Eso provocaba la estampida en muchos hogares, que armados de colchones, hamacas y sillas invadían los cercanos campos a la ciudad para pasar la noche al raso. En mi casa eso nunca pasó. Mi padre pensaba que era mejor morir descansado en su propia cama que vivir a la intemperie cansado y somnoliento. Aparte del peligro más que evidente de un movimiento sísmico, existe una parte atávica que forma parte de ese miedo ancestral a lo que se nos escapa de nuestro control. Aunque tu primer impulso es huir, existe una parte de ti mismo que te deja literalmente paralizado, esperando ansiosamente que aquel movimiento llegue pronto a su fin, en un sentido del tiempo distinto, en los que los segundos parecen tan dilatados que aparentan minutos. Si te sorprende en un duermevela tu subconsciente te puede jugar malas pasadas, y dota de personalidad propia a algo tan fortuito y natural como un terremoto. Un ajuste de las placas tectónicas de la Tierra se disfraza de ente violento y brutal que viene a por ti, a sacudirte tu cama impunemente. La noche tiene esa capacidad innata de distorsionar la realidad. Movimientos similares que se producían también de día se camuflaban entre el ajetreo diario, el tráfico y el ruido habitual de las ciudades. No parecía la luz del Sol un negocio demasiado fructífero para el pánico.
En aquellas largas noches de improvisadas y familiares imaginarias, cuenta que un bar hizo negocio ofreciendo a aquella inusitada clientela la correspondiente tila, un anticipo de lo que después sería el conocido botellódromo, aunque el nombre más preciso hubiera sido por entonces tilódromo. El  miedo es pariente cercano de las plegarias, así que no tardó mucho en surgir quien veía aquella plaga como un castigo del Señor. Con tales argumentos el arzobispo de Granada celebró una eucaristía en la iglesia de la Virgen de las Angustias, patrona de la ciudad, para pedir que Dios nos librara de los terremotos. Por su parte, el sector científico daría alguna que otra explicación oportuna que ahora no recuerdo.

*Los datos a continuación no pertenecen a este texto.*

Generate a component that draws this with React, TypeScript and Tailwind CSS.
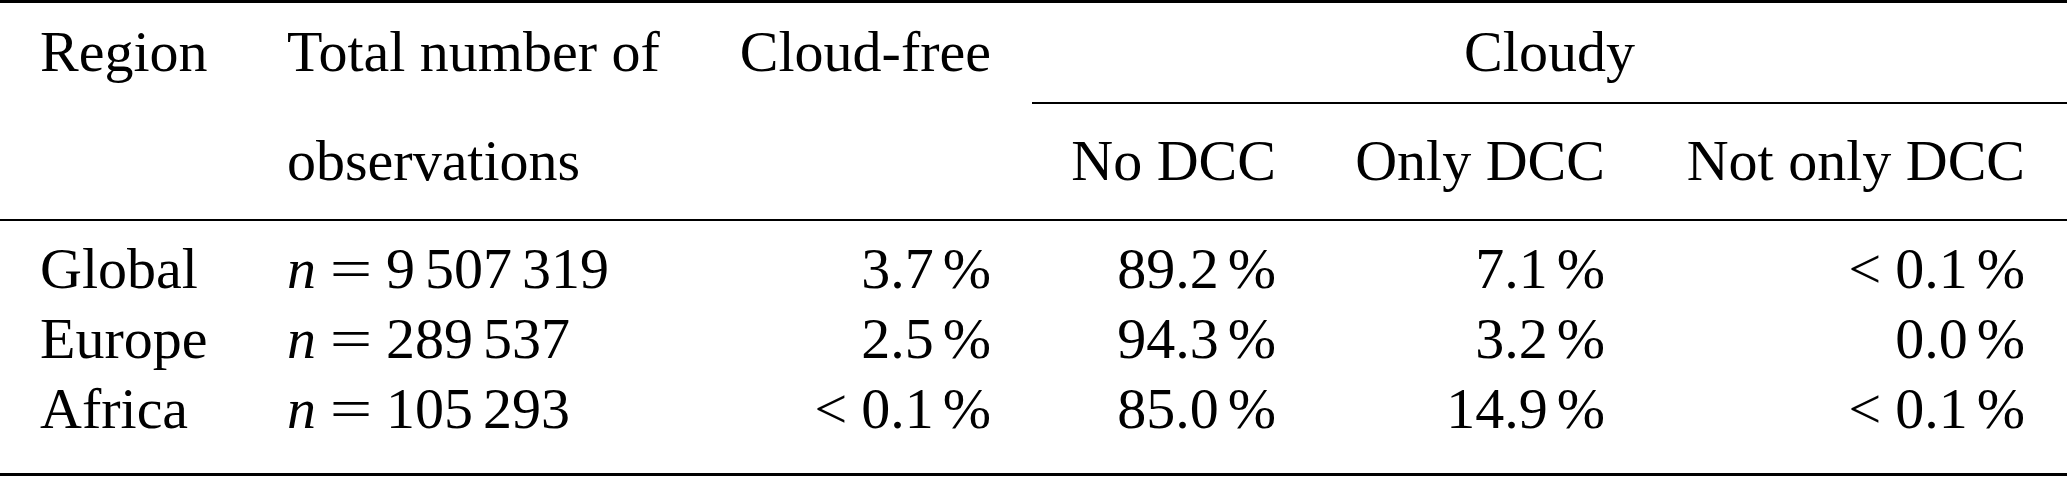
const cols = 'grid grid-cols-[248px_455px_327px_285px_329px_423px]';

type Row = {
  region: string;
  n: string[];
  free: [string, boolean];
  noDcc: [string, boolean];
  onlyDcc: [string, boolean];
  notOnly: [string, boolean];
};

const rows: Row[] = [
  { region: 'Global', n: ['9', '507', '319'], free: ['3.7', false], noDcc: ['89.2', false], onlyDcc: ['7.1', false], notOnly: ['0.1', true] },
  { region: 'Europe', n: ['289', '537'], free: ['2.5', false], noDcc: ['94.3', false], onlyDcc: ['3.2', false], notOnly: ['0.0', false] },
  { region: 'Africa', n: ['105', '293'], free: ['0.1', true], noDcc: ['85.0', false], onlyDcc: ['14.9', false], notOnly: ['0.1', true] },
];

function Pct({ v }: { v: [string, boolean] }) {
  return (
    <>
      {v[1] && <span className="mr-[14px]">&lt;</span>}
      {v[0]}
      <span className="ml-[9px]">%</span>
    </>
  );
}

function Count({ groups }: { groups: string[] }) {
  return (
    <>
      <i>n</i>
      <span className="inline-block w-[42px] mx-[14px] text-center scale-x-[1.3]">=</span>
      {groups.map((g, i) => (
        <span key={i} className={i > 0 ? 'ml-[10px]' : ''}>{g}</span>
      ))}
    </>
  );
}

export default function App() {
  return (
    <div className="w-[2067px] h-[477px] bg-white text-black font-['Liberation_Serif',_'Times_New_Roman',serif] text-[58px] leading-[70px] whitespace-nowrap overflow-hidden">
      {/* toprule */}
      <div className="border-t-[3px] border-black" />

      {/* Header */}
      <div className={`${cols} border-b-2 border-black`}>
        <div className="pl-[40px] pt-[14px]">Region</div>
        <div className="pl-[39px] pt-[14px]">Total number of</div>
        <div className="pr-[39px] pt-[14px] text-right">Cloud-free</div>
        <div className="col-span-3 ml-[2px] pt-[14px] pb-[15px] text-center border-b-2 border-black">Cloudy</div>

        <div />
        <div className="pl-[39px] pt-[22px] pb-[23px]">observations</div>
        <div />
        <div className="pr-[39px] pt-[22px] pb-[23px] text-right">No DCC</div>
        <div className="pr-[39px] pt-[22px] pb-[23px] text-right">Only DCC</div>
        <div className="pr-[42px] pt-[22px] pb-[23px] text-right">Not only DCC</div>
      </div>

      {/* Body */}
      <div className="pt-[13px] pb-[29px] border-b-[3px] border-black">
        {rows.map(r => (
          <div key={r.region} className={cols}>
            <div className="pl-[40px]">{r.region}</div>
            <div className="pl-[39px]"><Count groups={r.n} /></div>
            <div className="pr-[39px] text-right"><Pct v={r.free} /></div>
            <div className="pr-[39px] text-right"><Pct v={r.noDcc} /></div>
            <div className="pr-[39px] text-right"><Pct v={r.onlyDcc} /></div>
            <div className="pr-[42px] text-right"><Pct v={r.notOnly} /></div>
          </div>
        ))}
      </div>
    </div>
  );
}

Lo cierto es que, fuera por las rogativas al cielo, porque la naturaleza terminó su ciclo o porque la madre Tierra se cansó de jugar a barajar las placas tectónicas, un día cualquiera igual que vino se fue. Las horas nocturnas volvieron a pertenecer a los juerguistas y a los que tan sólo querían descansar. Todo esto viene porque hace algunos días el seísmo que sacudió  a Melilla también llegó hasta aquí, en un temblor que nos pareció eterno y que, una vez más, nos sorprendió a traición, cuando dormíamos refugiados en brazos de Morfeo.